Phils... PhilsBabyMama

I understand.  My husband is in the Army and when my son was due he was on a Global Readiness Alert, meaning he could get a phone call and have to deploy within hours.  I also wouldn't get induced so he could be there.  I guess it's just one of those things that comes with the territory.  Best of luck! 

Corey Berman Chernesky

Drew Brees and his wife were on 60 minutes last week.  His wife is due with their second on an away game.  She said that if she goes into labor, she isn't even going to call him.  She'll let him know when the game is over.  Being a Navy wife, my husband was on a submarine on mission for the birth of my first child.  It sucks, but it happens sometimes.

nonmember avatar Allboys

My husband didn't meet our fourth boy until he was 9 months old so I feel your pain. The not knowing is almost worse than them not being there. ALMOST.

nonmember avatar Kristen

I feel for you too, we have lived that kind if lifestyle for the past 8 years and 4 babies. It is hard and stressful at the best, though we make it work and thankfully my husband was never overseas! This fall, last week in fact, my husband took a teaching job and is now home every evening and weekend. I can't tell you what an amazing relief it is, especially with baby number 6 due next Wednesday. I don't think I ever really understood how crazy our life was before, especially with home schooling added in!

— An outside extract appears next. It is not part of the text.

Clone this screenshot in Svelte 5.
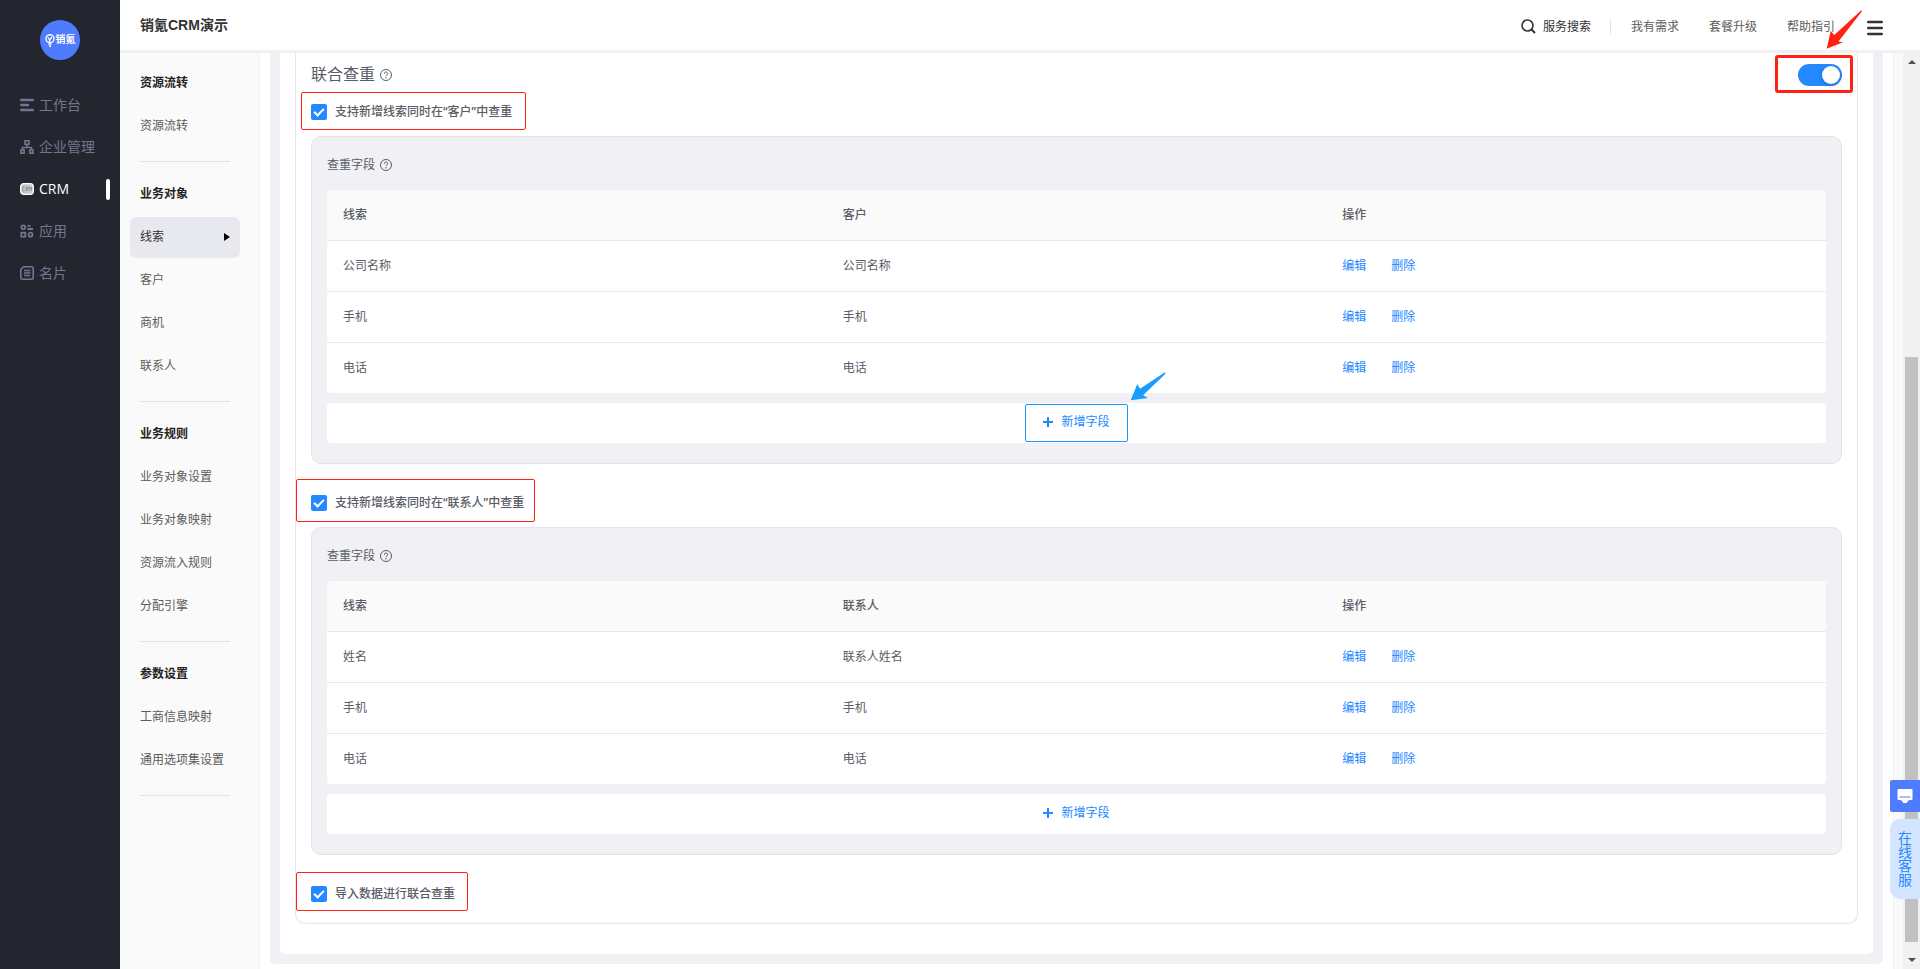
<script lang="ts">
	const navItems = [
		{ icon: 'desk', label: '工作台' },
		{ icon: 'org', label: '企业管理' },
		{ icon: 'crm', label: 'CRM' },
		{ icon: 'apps', label: '应用' },
		{ icon: 'card', label: '名片' }
	];

	const menuGroups = [
		{ title: '资源流转', items: ['资源流转'] },
		{ title: '业务对象', items: ['线索', '客户', '商机', '联系人'] },
		{ title: '业务规则', items: ['业务对象设置', '业务对象映射', '资源流入规则', '分配引擎'] },
		{ title: '参数设置', items: ['工商信息映射', '通用选项集设置'] }
	];

	const helpLinks = ['我有需求', '套餐升级', '帮助指引'];

	let sections = $state([
		{
			id: 'customer',
			label: '支持新增线索同时在“客户”中查重',
			target: '客户',
			checked: true,
			highlightAdd: true,
			rows: [
				['公司名称', '公司名称'],
				['手机', '手机'],
				['电话', '电话']
			]
		},
		{
			id: 'contact',
			label: '支持新增线索同时在“联系人”中查重',
			target: '联系人',
			checked: true,
			highlightAdd: false,
			rows: [
				['姓名', '联系人姓名'],
				['手机', '手机'],
				['电话', '电话']
			]
		}
	]);

	let activeNav = $state('CRM');
	let activeMenu = $state('线索');
	let unionEnabled = $state(true);
	let importChecked = $state(true);

	function removeRow(section: { rows: string[][] }, index: number) {
		section.rows.splice(index, 1);
	}
</script>

{#snippet help()}
	<svg class="help" viewBox="0 0 12 12" aria-hidden="true">
		<circle cx="6" cy="6" r="5.5" fill="none" stroke="currentColor" stroke-width="1" />
		<path d="M4.3 4.8C4.3 2.4 7.7 2.5 7.7 4.7C7.7 5.9 6 5.8 6 7.2" fill="none" stroke="currentColor" stroke-width="1" />
		<circle cx="6" cy="8.8" r="0.7" fill="currentColor" />
	</svg>
{/snippet}

<div class="app">
	<aside class="sidebar">
		<div class="logo">
			<svg viewBox="0 0 10 13" aria-hidden="true">
				<circle cx="5" cy="4.8" r="4" fill="none" stroke="#fff" stroke-width="1.4" />
				<path d="M3 3.5L4.6 6L7 3M4.6 6V9.5M3.3 10.2H6.5M4 12H6" fill="none" stroke="#fff" stroke-width="1.3" />
			</svg>
			<span>销氪</span>
		</div>
		<nav>
			{#each navItems as item}
				<button class="nav-item" class:active={activeNav === item.label} onclick={() => (activeNav = item.label)}>
					<svg class="nav-icon" viewBox="0 0 14 14" fill="none" stroke="currentColor" aria-hidden="true">
						{#if item.icon === 'desk'}
							<path d="M1.2 2H12.8M1.2 7H8M1.2 12H12.8" stroke-width="2.4" stroke-linecap="round" />
						{:else if item.icon === 'org'}
							<rect x="5" y="0.8" width="4" height="3.4" stroke-width="1.6" />
							<rect x="0.9" y="10" width="3.2" height="3.2" stroke-width="1.6" />
							<rect x="9.9" y="10" width="3.2" height="3.2" stroke-width="1.6" />
							<path d="M7 4V7.5M2.5 10V7.5H11.5V10" stroke-width="1.6" />
						{:else if item.icon === 'crm'}
							<rect x="0.7" y="1.7" width="12.6" height="10.6" rx="3" fill="#c9c9cd" stroke-width="1.3" />
							<path d="M4.7 5H2.7V9H4.7M6 9V5H8V7H6L8 9M9.3 9V5L10.4 6.5L11.5 5V9" stroke="#85858c" stroke-width="0.8" />
						{:else if item.icon === 'apps'}
							<circle cx="3.3" cy="3.3" r="2" stroke-width="1.8" />
							<rect x="1.3" y="8.7" width="4" height="4" stroke-width="1.7" />
							<circle cx="10.5" cy="10.7" r="2" stroke-width="1.8" />
							<path d="M7.5 1.8H10.5M7.5 5H13" stroke-width="1.8" />
						{:else}
							<path d="M3.5 0.8H11.5Q13.2 0.8 13.2 2.5V11.5Q13.2 13.2 11.5 13.2H2.5Q0.8 13.2 0.8 11.5V3.5Z" stroke-width="1.6" />
							<path d="M4 4.5H10.5M4 7H10.5M4 9.5H10" stroke-width="1.3" />
						{/if}
					</svg>
					{item.label}
				</button>
			{/each}
		</nav>
	</aside>

	<div class="page">
		<header class="topbar">
			<h1>销氪CRM演示</h1>
			<div class="tools">
				<button class="search">
					<svg viewBox="0 0 15 15" aria-hidden="true">
						<circle cx="6.5" cy="6.5" r="5.5" fill="none" stroke="currentColor" stroke-width="1.6" />
						<path d="M10.5 10.5L14 14" stroke="currentColor" stroke-width="2" />
					</svg>
					服务搜索
				</button>
				{#each helpLinks as link}
					<a href="#help">{link}</a>
				{/each}
				<button class="burger" aria-label="菜单">
					<svg viewBox="0 0 16 16" aria-hidden="true">
						<path d="M1.2 2H14.8M1.2 8H14.8M1.2 14H14.8" stroke="currentColor" stroke-width="2.4" stroke-linecap="round" />
					</svg>
				</button>
			</div>
		</header>

		<div class="body">
			<nav class="submenu">
				{#each menuGroups as group}
					<section>
						<h2>{group.title}</h2>
						{#each group.items as item}
							<button class="menu-item" class:active={activeMenu === item} onclick={() => (activeMenu = item)}>
								{item}
								{#if activeMenu === item}<span class="caret"></span>{/if}
							</button>
						{/each}
					</section>
				{/each}
			</nav>

			<main>
				<div class="frame">
					<div class="sheet">
						<div class="rule-card">
							<div class="rule-head">
								<h3>联合查重</h3>
								{@render help()}
								<div class="switch-wrap">
									<input class="switch" type="checkbox" role="switch" aria-label="联合查重" bind:checked={unionEnabled} />
									<span class="mark mark-switch"></span>
									<svg class="arrow arrow-red" viewBox="0 0 36 39" aria-hidden="true">
										<path d="M0.7 38.7L4.7 21L8.3 25L35 0.6Q36.2 0.4 35.6 1.8L12.5 31.5L17 32.3Z" fill="#ff2212" />
									</svg>
								</div>
							</div>

							{#each sections as section}
								<div class="option">
									<label class="check">
										<input type="checkbox" bind:checked={section.checked} />
										{section.label}
										<span class="mark mark-{section.id}"></span>
									</label>
									<div class="panel">
										<div class="panel-label">查重字段 {@render help()}</div>
										<div class="table-wrap">
											<table>
												<thead>
													<tr>
														<th>线索</th>
														<th>{section.target}</th>
														<th>操作</th>
													</tr>
												</thead>
												<tbody>
													{#each section.rows as row, i}
														<tr>
															<td>{row[0]}</td>
															<td>{row[1]}</td>
															<td>
																<div class="actions">
																	<button>编辑</button>
																	<button onclick={() => removeRow(section, i)}>删除</button>
																</div>
															</td>
														</tr>
													{/each}
												</tbody>
											</table>
										</div>
										<div class="add-bar">
											<button class="add">
												<svg viewBox="0 0 10 10" aria-hidden="true">
													<path d="M0 5H10M5 0V10" stroke="currentColor" stroke-width="2" />
												</svg>
												新增字段
												{#if section.highlightAdd}
													<span class="mark mark-add"></span>
												{/if}
											</button>
											{#if section.highlightAdd}
												<svg class="arrow arrow-blue" viewBox="0 0 36 29" aria-hidden="true">
													<path d="M0.7 28.3L7.3 12L10 16.7L34.6 0.6Q36 0.6 35.3 2L13 23.3L18 26Z" fill="#1a9cff" />
												</svg>
											{/if}
										</div>
									</div>
								</div>
							{/each}

							<label class="check">
								<input type="checkbox" bind:checked={importChecked} />
								导入数据进行联合查重
								<span class="mark mark-import"></span>
							</label>
						</div>
					</div>
				</div>
			</main>

			<div class="gutter"></div>
			<div class="scrollbar" aria-hidden="true">
				<span class="tri up"></span>
				<span class="thumb"></span>
				<span class="tri down"></span>
			</div>
		</div>
	</div>

	<div class="service">
		<button class="service-icon" aria-label="客服">
			<svg viewBox="0 0 16 14" aria-hidden="true">
				<path d="M1.5 0H14.5Q15.5 0 15.5 1V10Q15.5 11 14.5 11H11.5V12.5H10V14H6V12.5H4.5V11H1.5Q0.5 11 0.5 10V1Q0.5 0 1.5 0Z" fill="#fff" />
				<path d="M2.5 8H13.5" stroke="#4f7bff" stroke-width="1" />
			</svg>
		</button>
		<button class="service-text">在线客服</button>
	</div>
</div>

<style>
	:global(body) {
		background: #fff;
		font-family: 'Liberation Sans', 'Noto Sans CJK SC', sans-serif;
		font-size: 12px;
		line-height: 16px;
		color: #5a5c66;
	}

	button {
		padding: 0;
		border: none;
		background: none;
		font: inherit;
		color: inherit;
		cursor: pointer;
	}

	h1,
	h2,
	h3 {
		margin: 0;
	}

	.app {
		display: flex;
		min-height: 100vh;
	}

	.sidebar {
		flex: 0 0 120px;
		background: #23252f;
	}

	.logo {
		display: flex;
		align-items: center;
		justify-content: center;
		gap: 1px;
		width: 40px;
		height: 40px;
		margin: 20px auto 24px;
		border-radius: 50%;
		background: #4f7bff;
		color: #fff;
		font-size: 10px;
		font-weight: 700;
	}

	.logo svg {
		width: 10px;
		height: 13px;
	}

	.nav-item {
		display: flex;
		align-items: center;
		gap: 5px;
		position: relative;
		width: 100%;
		height: 42px;
		padding-left: 20px;
		font-family: 'Open Sans', 'Noto Sans CJK SC', sans-serif;
		font-size: 14px;
		color: #74768f;
	}

	.nav-item.active {
		color: #fff;
	}

	.nav-item.active::after {
		content: '';
		position: absolute;
		right: 10px;
		top: 11px;
		width: 4px;
		height: 21px;
		border-radius: 2px;
		background: #fff;
	}

	.nav-icon {
		width: 14px;
		height: 14px;
	}

	.page {
		display: flex;
		flex-direction: column;
		flex: 1;
		min-width: 0;
	}

	.topbar {
		display: flex;
		align-items: center;
		justify-content: space-between;
		height: 50px;
		padding: 0 37px 0 20px;
		border-bottom: 3px solid #f1f1f4;
	}

	.topbar h1 {
		font-size: 14px;
		font-weight: 700;
		color: #333;
	}

	.tools {
		display: flex;
		align-items: center;
		gap: 30px;
		padding-top: 3px;
	}

	.tools a {
		color: #5c5c5c;
		text-decoration: none;
	}

	.search {
		display: flex;
		align-items: center;
		gap: 7px;
		margin-right: -10px;
		padding-right: 19px;
		border-right: 1px solid #e4e4e6;
		line-height: 14px;
		color: #333;
	}

	.search svg {
		width: 15px;
		height: 15px;
	}

	.burger {
		display: flex;
		margin: 3px 0 0 2px;
		color: #333;
	}

	.burger svg {
		width: 16px;
		height: 16px;
	}

	.body {
		display: flex;
		flex: 1;
	}

	.submenu {
		flex: 0 0 140px;
		box-sizing: border-box;
		padding: 10px 20px 0 10px;
		background: #fafafa;
		box-shadow: inset -2px 0 2px -1px #f1f1f3;
	}

	.submenu section {
		display: flex;
		flex-direction: column;
		gap: 2px;
		margin-bottom: 12px;
	}

	.submenu section::after {
		content: '';
		height: 1px;
		margin: 12px 10px 0;
		background: #e2e2e4;
	}

	.submenu h2,
	.menu-item {
		display: flex;
		align-items: center;
		justify-content: space-between;
		box-sizing: border-box;
		height: 41px;
		padding: 0 10px 1px;
		font-size: 12px;
	}

	.submenu h2 {
		color: #222;
	}

	.menu-item {
		border-radius: 6px;
		color: #5c5c5c;
	}

	.menu-item.active {
		background: #e8e8ef;
		color: #333;
	}

	.caret {
		border-left: 6px solid #000;
		border-top: 4px solid transparent;
		border-bottom: 4px solid transparent;
	}

	main {
		flex: 1;
		min-width: 0;
		padding: 0 10px 5px;
	}

	.frame {
		padding: 0 10px 10px;
		border-radius: 0 0 5px 5px;
		background: #f0f0f5;
	}

	.sheet {
		padding: 0 15px 30px;
		border-radius: 0 0 5px 5px;
		background: #fff;
	}

	.rule-card {
		padding: 10px 15px 21px;
		border: 1px solid #e6e6e8;
		border-top: none;
		border-radius: 0 0 10px 10px;
	}

	.rule-head {
		display: flex;
		align-items: center;
		gap: 5px;
		height: 24px;
		margin-bottom: 17px;
	}

	.rule-head h3 {
		font-size: 16px;
		font-weight: 400;
	}

	.help {
		width: 12px;
		height: 12px;
	}

	.switch-wrap {
		display: flex;
		position: relative;
		margin-left: auto;
	}

	.switch {
		appearance: none;
		display: flex;
		justify-content: flex-start;
		box-sizing: border-box;
		width: 44px;
		height: 22px;
		margin: 0;
		padding: 2px;
		border-radius: 11px;
		background: #bfbfbf;
	}

	.switch:checked {
		justify-content: flex-end;
		background: #2488ff;
	}

	.switch::before {
		content: '';
		width: 18px;
		height: 18px;
		border-radius: 50%;
		background: #fff;
		box-shadow: 0 2px 4px rgba(0, 35, 11, 0.2);
	}

	.mark {
		position: absolute;
		border: 1px solid #ff2212;
		border-radius: 2px;
		pointer-events: none;
	}

	.mark-switch {
		inset: -9px -11px -7px -23px;
		border-width: 3px;
		border-radius: 3px;
	}

	.mark-customer {
		inset: -12px -14px -10px -10px;
	}

	.mark-contact {
		inset: -16px -11px -11px -15px;
	}

	.mark-import {
		inset: -14px -13px -9px -15px;
	}

	.mark-add {
		inset: 1px -18px;
		border-color: #1a9cff;
	}

	.arrow {
		position: absolute;
		pointer-events: none;
	}

	.arrow-red {
		left: 28px;
		bottom: 37px;
		width: 36px;
		height: 39px;
	}

	.arrow-blue {
		left: calc(50% + 53px);
		bottom: 42px;
		width: 36px;
		height: 29px;
	}

	.option {
		margin-bottom: 31px;
	}

	.check {
		display: flex;
		align-items: center;
		gap: 8px;
		position: relative;
		width: fit-content;
		height: 16px;
		font-family: 'Noto Sans', 'Noto Sans CJK SC', sans-serif;
		font-weight: 500;
	}

	.check input {
		appearance: none;
		display: flex;
		justify-content: center;
		width: 16px;
		height: 16px;
		margin: 0;
		border-radius: 2px;
		background: #dcdce0;
	}

	.check input:checked {
		background: #2488ff;
	}

	.check input:checked::before {
		content: '';
		width: 4px;
		height: 8px;
		margin-top: 2px;
		border: solid #fff;
		border-width: 0 2px 2px 0;
		transform: rotate(45deg);
	}

	.panel {
		margin-top: 16px;
		padding: 16px 15px 20px;
		border: 1px solid #e4e4e8;
		border-radius: 10px;
		background: #f0f0f5;
	}

	.panel-label {
		display: flex;
		align-items: center;
		gap: 5px;
		height: 24px;
		margin-bottom: 13px;
	}

	.table-wrap {
		overflow: hidden;
		border-radius: 4px;
		background: #fff;
	}

	table {
		width: 100%;
		table-layout: fixed;
		border-spacing: 0;
	}

	th,
	td {
		box-sizing: border-box;
		height: 51px;
		padding: 0 16px 1px;
		border-bottom: 1px solid #e8e8ea;
		text-align: left;
	}

	th {
		background: #fafafa;
		font-weight: 500;
	}

	tbody tr:last-child td {
		height: 50px;
		border-bottom: none;
	}

	.actions {
		display: flex;
		gap: 25px;
		color: #2488ff;
	}

	.add-bar {
		display: flex;
		justify-content: center;
		position: relative;
		height: 40px;
		margin-top: 10px;
		border-radius: 4px;
		background: #fff;
	}

	.add {
		display: flex;
		align-items: center;
		gap: 8px;
		position: relative;
		padding-bottom: 2px;
		color: #2488ff;
	}

	.add svg {
		width: 10px;
		height: 10px;
	}

	.gutter {
		flex: 0 0 10px;
		background: #fafafa;
		box-shadow: inset 2px 0 2px -1px #f1f1f3;
	}

	.scrollbar {
		display: flex;
		flex-direction: column;
		align-items: center;
		flex: 0 0 17px;
		background: #f1f1f1;
	}

	.scrollbar::before {
		content: '';
		order: 1;
		flex: 293;
	}

	.thumb {
		order: 2;
		flex: 585;
		width: 13px;
		background: #c1c1c1;
	}

	.tri {
		border: 4px solid transparent;
	}

	.up {
		order: 0;
		margin-top: 3px;
		border-bottom-color: #505050;
	}

	.down {
		order: 3;
		margin: 16px 0 3px;
		border-top-color: #505050;
	}

	.service {
		display: flex;
		flex-direction: column;
		gap: 7px;
		position: fixed;
		right: 0;
		bottom: 70px;
		width: 30px;
	}

	.service-icon {
		display: flex;
		align-items: center;
		justify-content: center;
		height: 32px;
		border-radius: 2px 0 0 2px;
		background: #4f7bff;
	}

	.service-icon svg {
		width: 16px;
		height: 14px;
	}

	.service-text {
		height: 80px;
		padding: 0 8px;
		border-radius: 10px 0 0 10px;
		background: #d4e6ff;
		font-size: 14px;
		line-height: 14px;
		color: #2488ff;
	}
</style>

I will be thinking of you and pray it all works out for you with minimal stress.

Kristen

momne... momnesia84105

What will you do if you go into labor in the middle of the night?  Will you really have to load the other 3 in the car?  Oh man.....

nonmember avatar Kathleen

I'm right there with you in the married-to-a-pilot boat. We took a good friend to the birthing classes with us as an "in case" - but didn't need her for my first. Hubbie's chief pilot set it up so that he did a lot more of the close-to-home runs for that last month. It's not really in the airline's favor if he has to leave work, after all (getting the reserve, late flights, etc.) Perhaps that's an option?

nonmember avatar Jaelithe

This is why we need universal parental leave in this country.

Sheesh. I am tempted to show up on your doorstep to watch your kids if he is not there when you go into labor. I could get there in 10 hours by car!

nonmember avatar Wendy

There are options such as postpartum doulas who will come in and help you out after birth of baby... to do basically whatever needs doing!

nonmember avatar Meagan Francis

I was in this same boat with two of my kids. My husband was working for months at a time 800-1000 miles away from home. I was so nervous about him missing the birth that he came home way too early. As a result I felt like a watched pot for weeks, and then had to leave shortly after the babies were born. Still, to me it was better than being alone at the end of my pregnancy and possibly during labor and birth. I second the suggestion to see if you can get a postpartum doula or maybe some good friends and family to fill in any holes after the baby's born...is that an option?